The relevance of documentation, \(R_{doc}\) deteriorates, whenever the source code is changed, but the documentation is not updated.

The rate of deterioriation for a given piece of documentation increases with

  • the distance to the source code, \(D_{source} \ge 0\)
  • the inavailability of a documentation editor, \(I_{edit} \ge 0\)
  • the necessary effort for synchronization with the master document, \(E_{sync} \ge 0\)
  • the inertia of the human components \(H_{inertia} \ge 1\) involved.

The likeliness of relevance of a given piece of documentation, \(L_{R_{doc}}\) is therefore:

(1)\[\begin{split}& L_{R_{doc}} = \left( \left( \frac{1 + ( {D_{source}} + {I_{edit}} + {E_{sync}} + {H_{inertia}} )}{2}\right)^{H_{inertia}} \right)^{-1}\\\end{split}\]

Introduction

The relevance of documentation is a measure of how similar the structure of the documentation is to the structure of the source code.

This is closely connected to the map–territory relation of General semantics. A thorough understanding of this principle really helps manage the expectations of what documentation of source code is, is not and can be. The fact, that documentation can never be accurate in the sense of a bijective mapping, does not mean it can not be helpful – even essential – for a human brain to construct an appropriate model.

_images/i-think-they-might-be-having-sushi.png

A major problem of software documentation arises from the fact, that the documented source code is often not available to the reader. Imagine, being given the following instructions for obtaining an item from a certain location:

  • go straight
  • go left
  • look at the sign, that says “Menu”
  • order the second item
  • bring it back

However, you are only given access up to a fence with a locked gate, where you can see the straight part of the road and the left turn, but you cannot see the menu. At the locked gate, there is only a sign with yesterday’s menu. Now you are supposed to predict what the second item on today’s menu will be without being able to examine the actual menu. It is pretty obvious, that this cannot be reliably done, especially if the menu is changing daily to whatever the chef feels like.

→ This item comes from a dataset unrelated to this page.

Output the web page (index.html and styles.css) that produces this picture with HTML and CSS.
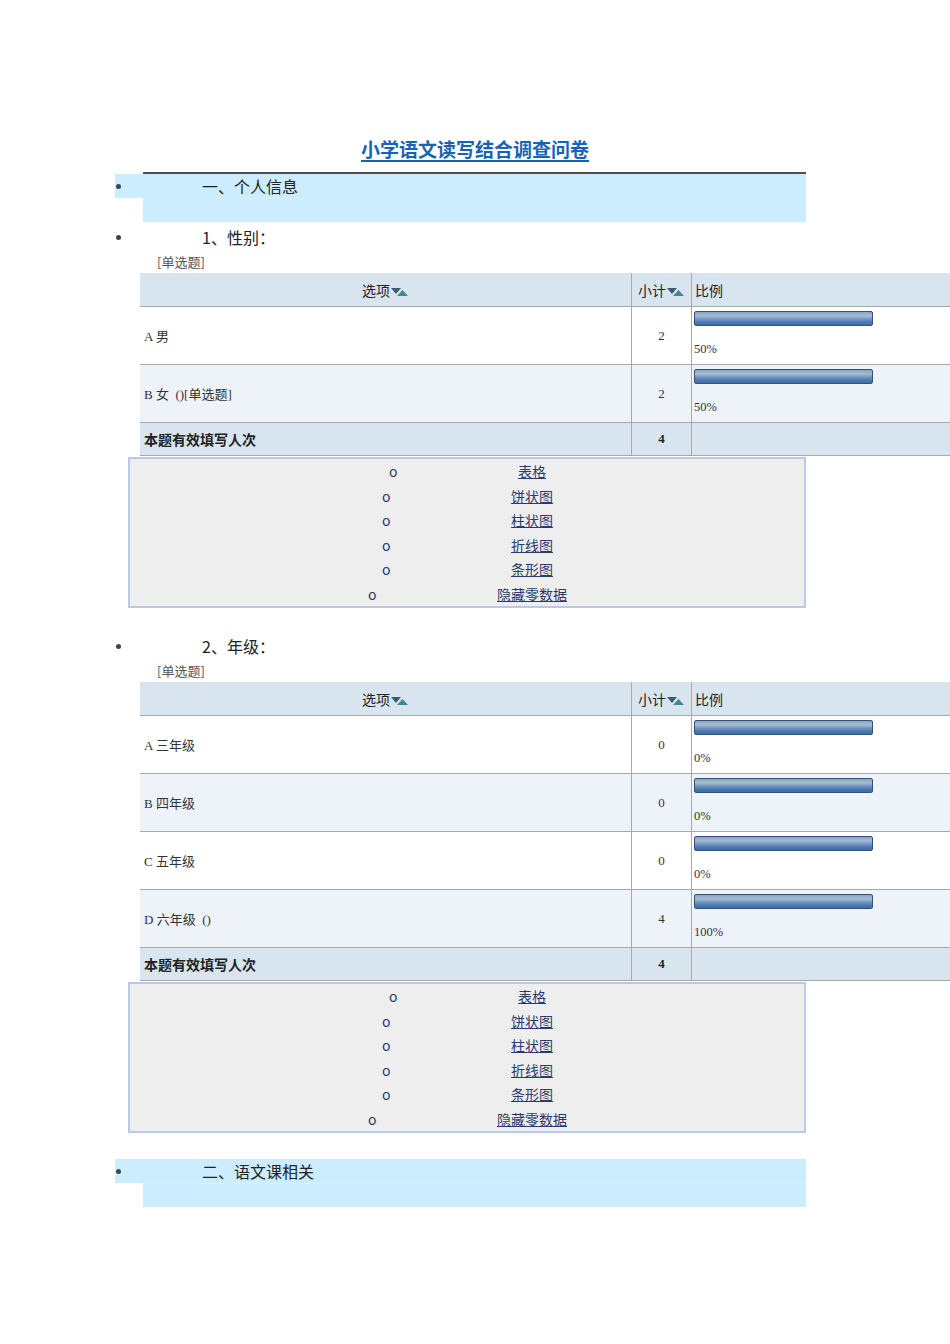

This describes the situation developers often find themselves in when working with proprietary software. But even when source code access is available – since they are incidentally the developer, who works on it – they are still expected to produce documentation for people that cannot understand the code; i.e., these people – who may just as well be future versions of the developer himself – choose to stay at the fence and refuse to walk through the gate. So developers may write things like: “And then look around in the source code, to find out what the real state of affairs is at any given moment.” However, they cannot expect any particular reader to make the effort. See the Sphinx and Doxygen document generators in chapter Sphinx Documentation Generator for excellent examples, how the entire source is included for cross-referencing[1].

So, how much interest can you muster for the utterly boring description of a treasure hunt for an unspecified treasure in a country you don’t know and don’t have the means to ever get to?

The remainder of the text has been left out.